● REQUEST:
State how many lines of the records contain the string "this", and give no other information.

----- EXERCISE INPUTS

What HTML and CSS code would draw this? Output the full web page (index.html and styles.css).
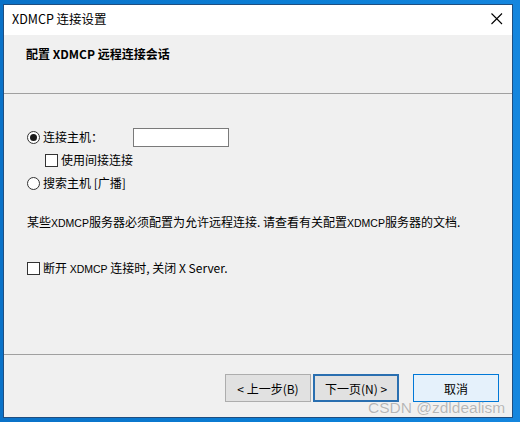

----------
----- EXERCISE INPUTS

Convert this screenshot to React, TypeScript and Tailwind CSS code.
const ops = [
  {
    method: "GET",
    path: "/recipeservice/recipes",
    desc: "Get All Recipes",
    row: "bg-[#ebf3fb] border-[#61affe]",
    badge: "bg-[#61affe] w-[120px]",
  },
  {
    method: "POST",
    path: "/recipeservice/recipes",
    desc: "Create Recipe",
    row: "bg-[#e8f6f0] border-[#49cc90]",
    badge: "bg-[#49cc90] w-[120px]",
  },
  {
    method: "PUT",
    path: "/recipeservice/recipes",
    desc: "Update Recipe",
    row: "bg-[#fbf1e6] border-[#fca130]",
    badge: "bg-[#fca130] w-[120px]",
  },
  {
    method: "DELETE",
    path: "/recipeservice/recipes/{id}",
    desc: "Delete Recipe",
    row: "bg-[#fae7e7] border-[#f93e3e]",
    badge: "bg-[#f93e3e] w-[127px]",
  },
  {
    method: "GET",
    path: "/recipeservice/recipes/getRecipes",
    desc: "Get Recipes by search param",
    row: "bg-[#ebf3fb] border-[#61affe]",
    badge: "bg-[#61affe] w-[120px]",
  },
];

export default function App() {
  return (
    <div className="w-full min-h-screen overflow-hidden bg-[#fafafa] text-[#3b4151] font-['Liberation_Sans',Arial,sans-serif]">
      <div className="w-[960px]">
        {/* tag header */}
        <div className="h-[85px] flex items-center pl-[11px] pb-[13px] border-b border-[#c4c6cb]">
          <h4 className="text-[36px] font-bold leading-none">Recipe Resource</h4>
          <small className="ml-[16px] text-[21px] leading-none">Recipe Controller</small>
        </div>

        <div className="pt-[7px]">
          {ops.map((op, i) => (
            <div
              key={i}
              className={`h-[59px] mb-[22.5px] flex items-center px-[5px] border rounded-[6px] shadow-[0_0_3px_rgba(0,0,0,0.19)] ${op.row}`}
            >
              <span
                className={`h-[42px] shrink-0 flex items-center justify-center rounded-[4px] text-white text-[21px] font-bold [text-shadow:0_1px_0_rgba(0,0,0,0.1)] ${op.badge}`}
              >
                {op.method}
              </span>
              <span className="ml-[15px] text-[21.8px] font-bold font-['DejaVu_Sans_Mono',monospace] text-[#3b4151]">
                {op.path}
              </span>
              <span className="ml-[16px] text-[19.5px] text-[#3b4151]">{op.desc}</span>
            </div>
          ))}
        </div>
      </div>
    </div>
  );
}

----------

● TASK SOLUTION:
2